- Interactive map of North West Division of the High Court of South Africa
- 25°49′52″S 25°36′40″E﻿ / ﻿25.831°S 25.611°E
- Established: 1977
- Jurisdiction: North West, South Africa
- Location: Mahikeng
- Coordinates: 25°49′52″S 25°36′40″E﻿ / ﻿25.831°S 25.611°E
- Composition method: Presidential appointment on the advice of the Judicial Service Commission
- Authorised by: Chp. 8 of the Constitution; Superior Courts Act, 2013
- Appeals to: Supreme Court of Appeal; Constitutional Court;
- Number of positions: 7

Judge President
- Currently: Ronald Deon Hendricks

= North West High Court =

The North West High Court (in full the North West Division of the High Court of South Africa) is a superior court of law with general jurisdiction over the North West province of South Africa. The court sits at Mahikeng and consists of seven judges.

==History==
In November 1977 a High Court was established at Mmabatho (now a suburb of Mahikeng) to take over the jurisdiction of the provincial divisions of the Supreme Court of South Africa in the bantustan of Bophuthatswana. A month later Bophuthatswana achieved nominal independence from South Africa and the High Court became the Supreme Court of Bophuthatswana. At first its decisions could be appealed to the Appellate Division of the Supreme Court of South Africa, but in 1982 a separate Appellate Division was established within the Bophuthatswana court.
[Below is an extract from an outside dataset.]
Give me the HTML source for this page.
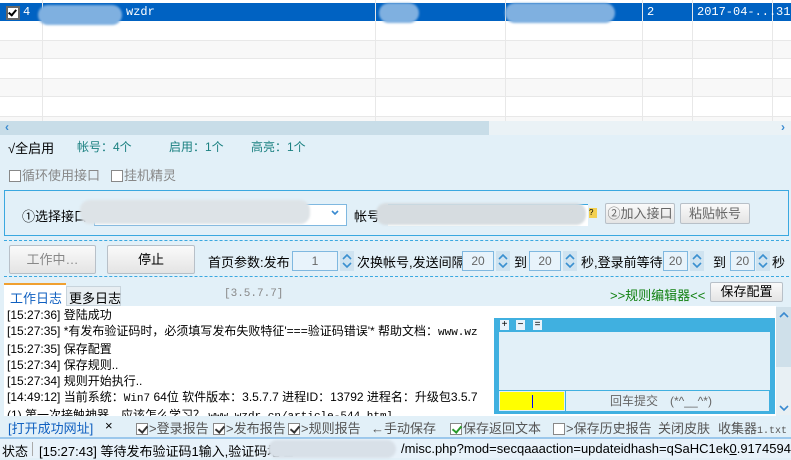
<!DOCTYPE html>
<html><head><meta charset="utf-8"><style>
*{margin:0;padding:0;box-sizing:border-box}
body{width:791px;height:458px;overflow:hidden;background:#e2f0f8;font-family:"Liberation Sans","Noto Sans CJK SC",sans-serif;font-size:12px;color:#000;position:relative}
.a{position:absolute;white-space:nowrap}
.mono{font-family:"Liberation Mono","Noto Sans CJK SC",monospace}
.btn{position:absolute;background:linear-gradient(#fafafa,#e4e4e4);border:1px solid #b8c0c8;border-radius:2px;text-align:center;font-size:13px}
.cb{display:inline-block;width:12px;height:12px;border:1px solid #888;background:#fff;vertical-align:-2px;margin-right:1px;position:relative}
.cb.c::after{content:"";position:absolute;left:3px;top:0px;width:4px;height:7px;border:solid #333;border-width:0 2px 2px 0;transform:rotate(40deg)}
.cb.g::after{border-color:#2a9a2a}
.in{position:absolute;background:#e8f3fb;border:1px solid #7fb8e0;text-align:center;color:#666;font-size:12px}
.sp{position:absolute;width:14px;height:20px;background:#cfe3f0}
.blur{position:absolute;border-radius:10px;filter:blur(1px)}
</style></head><body>
<svg width="0" height="0" style="position:absolute"><defs><symbol id="spn" viewBox="0 0 14 20"><path d="M3 8 L7 4 L11 8 M3 12 L7 16 L11 12" fill="none" stroke="#3a90d0" stroke-width="1.6"/></symbol></defs></svg>
<!-- table -->
<div class="a" style="left:0;top:0;width:791px;height:121px;background:#fff"></div>
<div class="a" style="left:0;top:3px;width:791px;height:18px;background:#0062c2"></div>
<div class="a" style="left:0;top:40px;width:791px;height:19px;background:#f8f8f8;border-top:1px solid #e8e8e8;border-bottom:1px solid #e8e8e8"></div>
<div class="a" style="left:0;top:78px;width:791px;height:19px;background:#f8f8f8;border-top:1px solid #e8e8e8;border-bottom:1px solid #e8e8e8"></div>
<div class="a" style="left:0;top:116px;width:791px;height:5px;background:#f8f8f8;border-top:1px solid #e8e8e8"></div>
<div class="a" style="left:42px;top:0;width:1px;height:121px;background:#e8e8e8"></div>
<div class="a" style="left:375px;top:0;width:1px;height:121px;background:#e8e8e8"></div>
<div class="a" style="left:505px;top:0;width:1px;height:121px;background:#e8e8e8"></div>
<div class="a" style="left:642px;top:0;width:1px;height:121px;background:#e8e8e8"></div>
<div class="a" style="left:692px;top:0;width:1px;height:121px;background:#e8e8e8"></div>
<div class="a" style="left:772px;top:0;width:1px;height:121px;background:#e8e8e8"></div>
<div class="a" style="left:6px;top:6px;width:14px;height:14px;background:#fff;border:2px solid #666"><div class="a" style="left:2px;top:0;width:5px;height:8px;border:solid #000;border-width:0 2px 2px 0;transform:rotate(40deg)"></div></div>
<div class="a mono" style="left:23px;top:5px;color:#fff;font-size:12px">4</div>
<div class="blur" style="left:38px;top:5px;width:84px;height:20px;background:#7fb0e0"></div>
<div class="a mono" style="left:126px;top:5px;color:#fff">wzdr</div>
<div class="blur" style="left:379px;top:3px;width:40px;height:20px;background:#7fb0e0"></div>
<div class="blur" style="left:505px;top:3px;width:110px;height:20px;background:#7fb0e0"></div>
<div class="a mono" style="left:647px;top:5px;color:#fff">2</div>
<div class="a mono" style="left:697px;top:5px;color:#fff">2017-04-...</div>
<div class="a mono" style="left:776px;top:5px;color:#fff">31</div>
<!-- hscroll -->
<div class="a" style="left:0;top:121px;width:791px;height:14px;background:#eaf2f6"></div>
<div class="a" style="left:0;top:121px;width:489px;height:14px;background:#c8dde8"></div>
<div class="a" style="left:5px;top:120px;color:#3a8ad0;font-size:12px;font-weight:bold">‹</div>
<div class="a" style="left:781px;top:120px;color:#3a8ad0;font-size:12px;font-weight:bold">›</div>
<!-- stats -->
<div class="a" style="left:8px;top:138px;font-size:13px">√全启用</div>
<div class="a" style="left:77px;top:138px;color:#1a8080;font-size:12px">帐号：4个</div>
<div class="a" style="left:169px;top:138px;color:#1a8080">启用：1个</div>
<div class="a" style="left:251px;top:138px;color:#1a8080">高亮：1个</div>
<div class="a" style="left:9px;top:165px;color:#888;font-size:13px"><span class="cb"></span>循环使用接口</div>
<div class="a" style="left:111px;top:165px;color:#888;font-size:13px"><span class="cb"></span>挂机精灵</div>
<!-- box -->
<div class="a" style="left:4px;top:190px;width:785px;height:46px;border:1px solid #3aa8e0"></div>
<div class="a" style="left:22px;top:206px;font-size:13px">①选择接口</div>
<div class="a" style="left:94px;top:204px;width:253px;height:22px;background:#fff;border:1px solid #7fb8e0"></div>
<div class="blur" style="left:80px;top:200px;width:230px;height:24px;background:#dde3e7"></div>
<svg class="a" style="left:331px;top:210px" width="8" height="6"><path d="M1 1 L4 4 L7 1" fill="none" stroke="#3a8ad0" stroke-width="1.6"/></svg>
<div class="a" style="left:354px;top:206px;font-size:13px">帐号</div>
<div class="a" style="left:388px;top:204px;width:200px;height:22px;background:#fff;border-top:1px solid #3aa8e0"></div>
<div class="blur" style="left:376px;top:203px;width:210px;height:22px;background:#d6dce0"></div>
<div class="a" style="left:589px;top:208px;width:8px;height:10px;background:#f3d050;font-size:8px;line-height:10px">?</div>
<div class="btn" style="left:605px;top:203px;width:70px;height:21px;line-height:19px;color:#666">②加入接口</div>
<div class="btn" style="left:680px;top:203px;width:70px;height:21px;line-height:19px;color:#666">粘贴帐号</div>
<div class="a" style="left:4px;top:240px;width:785px;border-top:1px dashed #3aa8e0"></div>
<div class="a" style="left:4px;top:276px;width:785px;border-top:1px dashed #3aa8e0"></div>
<div class="btn" style="left:9px;top:245px;width:87px;height:29px;line-height:27px;color:#888">工作中…</div>
<div class="btn" style="left:107px;top:245px;width:88px;height:29px;line-height:27px">停止</div>
<div class="a" style="left:208px;top:252px;font-size:13px">首页参数:发布</div>
<div class="in" style="left:292px;top:251px;width:46px;height:20px;line-height:18px">1</div>
<svg class="sp" style="left:340px;top:251px"><use href="#spn"/></svg>
<div class="a" style="left:357px;top:252px;font-size:13px">次换帐号,发送间隔</div>
<div class="in" style="left:462px;top:251px;width:32px;height:20px;line-height:18px">20</div>
<svg class="sp" style="left:496px;top:251px"><use href="#spn"/></svg>
<div class="a" style="left:514px;top:252px;font-size:13px">到</div>
<div class="in" style="left:529px;top:251px;width:32px;height:20px;line-height:18px">20</div>
<svg class="sp" style="left:563px;top:251px"><use href="#spn"/></svg>
<div class="a" style="left:581px;top:252px;font-size:13px">秒,登录前等待</div>
<div class="in" style="left:663px;top:251px;width:25px;height:20px;line-height:18px">20</div>
<svg class="sp" style="left:690px;top:251px"><use href="#spn"/></svg>
<div class="a" style="left:713px;top:252px;font-size:13px">到</div>
<div class="in" style="left:730px;top:251px;width:25px;height:20px;line-height:18px">20</div>
<svg class="sp" style="left:756px;top:251px"><use href="#spn"/></svg>
<div class="a" style="left:772px;top:252px;font-size:13px">秒</div>
<!-- tabs -->
<div class="a" style="left:4px;top:283px;width:62px;height:24px;background:#fff;border-top:2px solid #f0a030;color:#1060c0;font-size:13px;padding:3px 0 0 6px">工作日志</div>
<div class="a" style="left:66px;top:286px;width:55px;height:20px;background:#e8eef2;border:1px solid #c8d4dc;font-size:13px;padding:1px 0 0 2px">更多日志</div>
<div class="a mono" style="left:224px;top:288px;color:#888;font-size:11px">[3.5.7.7]</div>
<div class="a" style="left:610px;top:285px;color:#108010;font-size:13px">&gt;&gt;规则编辑器&lt;&lt;</div>
<div class="btn" style="left:710px;top:282px;width:73px;height:20px;line-height:18px">保存配置</div>
<!-- log -->
<div class="a" style="left:4px;top:306px;width:772px;height:110px;background:#fff;overflow:hidden">
<div class="a" style="left:3px;top:1px;font-size:12px;line-height:16px">[15:27:36] 登陆成功<br>[15:27:35] *有发布验证码时，必须填写发布失败特征'===验证码错误'* 帮助文档：<span class="mono" style="font-size:11px">www.wz</span><br>[15:27:35] 保存配置<br>[15:27:34] 保存规则..<br>[15:27:34] 规则开始执行..<br>[14:49:12] 当前系统：<span class="mono" style="font-size:11px">Win7</span> 64位 软件版本：3.5.7.7 进程ID：13792 进程名：升级包3.5.7<br>(1) 第一次接触神器，应该怎么学习？ <span class="mono" style="font-size:11px">www.wzdr.cn/article-544.html</span></div>
</div>
<div class="a" style="left:776px;top:307px;width:15px;height:108px;background:#e8f0f4"></div>
<div class="a" style="left:776px;top:307px;width:15px;height:60px;background:#cfe0ea"></div>
<svg class="a" style="left:778px;top:311px" width="12" height="8"><path d="M2 6 L6 2 L10 6" fill="none" stroke="#3a8ad0" stroke-width="1.6"/></svg>
<svg class="a" style="left:778px;top:404px" width="12" height="8"><path d="M2 2 L6 6 L10 2" fill="none" stroke="#3a8ad0" stroke-width="1.6"/></svg>
<!-- popup -->
<div class="a" style="left:494px;top:318px;width:281px;height:96px;background:#40b0e0"></div>
<div class="a" style="left:500px;top:320px;width:9px;height:10px;background:#e8f3fb;font-size:10px;line-height:10px;text-align:center">+</div>
<div class="a" style="left:516px;top:320px;width:9px;height:10px;background:#e8f3fb;font-size:10px;line-height:10px;text-align:center">−</div>
<div class="a" style="left:533px;top:320px;width:9px;height:10px;background:#e8f3fb;font-size:10px;line-height:10px;text-align:center">=</div>
<div class="a" style="left:499px;top:332px;width:271px;height:58px;background:#e2f0f8"></div>
<div class="a" style="left:499px;top:391px;width:66px;height:20px;background:#ff0;border:1px solid #e2f0f8"><div class="a" style="left:32px;top:3px;width:1px;height:13px;background:#00f"></div></div>
<div class="a" style="left:566px;top:391px;width:203px;height:20px;background:#e2f0f8;color:#666;font-size:12px;line-height:20px;padding-left:44px">回车提交　(*^__^*)</div>
<!-- options -->
<div class="a" style="left:0;top:416px;width:791px;height:21px;background:#e2f0f8"></div>
<div class="a" style="left:8px;top:418px;color:#1060c0;font-size:13px">[打开成功网址]</div>
<div class="a" style="left:105px;top:418px;font-size:13px">×</div>
<div class="a" style="left:136px;top:418px;color:#555;font-size:13px"><span class="cb c"></span>&gt;登录报告</div>
<div class="a" style="left:213px;top:418px;color:#555;font-size:13px"><span class="cb c"></span>&gt;发布报告</div>
<div class="a" style="left:288px;top:418px;color:#555;font-size:13px"><span class="cb c"></span>&gt;规则报告</div>
<div class="a" style="left:371px;top:418px;color:#555;font-size:13px">←手动保存</div>
<div class="a" style="left:450px;top:418px;color:#555;font-size:13px"><span class="cb c g"></span>保存返回文本</div>
<div class="a" style="left:553px;top:418px;color:#555;font-size:13px"><span class="cb"></span>&gt;保存历史报告</div>
<div class="a" style="left:658px;top:418px;color:#555;font-size:13px">关闭皮肤</div>
<div class="a" style="left:718px;top:418px;color:#555;font-size:13px">收集器<span class="mono" style="font-size:10px">1.txt</span></div>
<!-- status -->
<div class="a" style="left:0;top:437px;width:791px;height:21px;background:#e8f2fa;border-top:2px solid #9cc8ec"></div>
<div class="a" style="left:2px;top:441px;font-size:13px">状态</div>
<div class="a" style="left:32px;top:442px;width:1px;height:14px;background:#aaa"></div>
<div class="a" style="left:39px;top:441px;font-size:13px">[15:27:43] 等待发布验证码1输入,验证码地址</div>
<div class="blur" style="left:268px;top:440px;width:128px;height:18px;background:#d8e0e8"></div>
<div class="a" style="left:401px;top:441px;font-size:13px">/misc.php?mod=secqaaaction=updateidhash=qSaHC1ek<u>0</u>.9174594</div>
</body></html>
When Bophuthatswana was reincorporated in South Africa on 27 April 1994, the court remained in existence, but three months later the Appellate Division was abolished and its jurisdiction transferred to the South African Appellate Division. When the final Constitution came into force in 1997 the remaining General Division of the Supreme Court of Bophuthatswana became one of the High Courts of South Africa. In 2001 the magisterial districts of Vryburg, Lichtenburg, Coligny, Zeerust, Groot Marico, Swartruggens, Koster, Rustenburg and Delareyville were added to its jurisdiction. It was known as the Bophuthatswana Division until 2009, when it was renamed the North West High Court by the Renaming of High Courts Act. In 2013, in the restructuring brought about by the Superior Courts Act, it became the North West Division of the High Court of South Africa.

In 2018 the jurisdiction of the division was extended to the whole of the North West province except for Madibeng (Brits) which remained under the Gauteng Division. A further change in 2026 brought Madibeng into the division so that the North West Division now has jurisdiction over the whole province.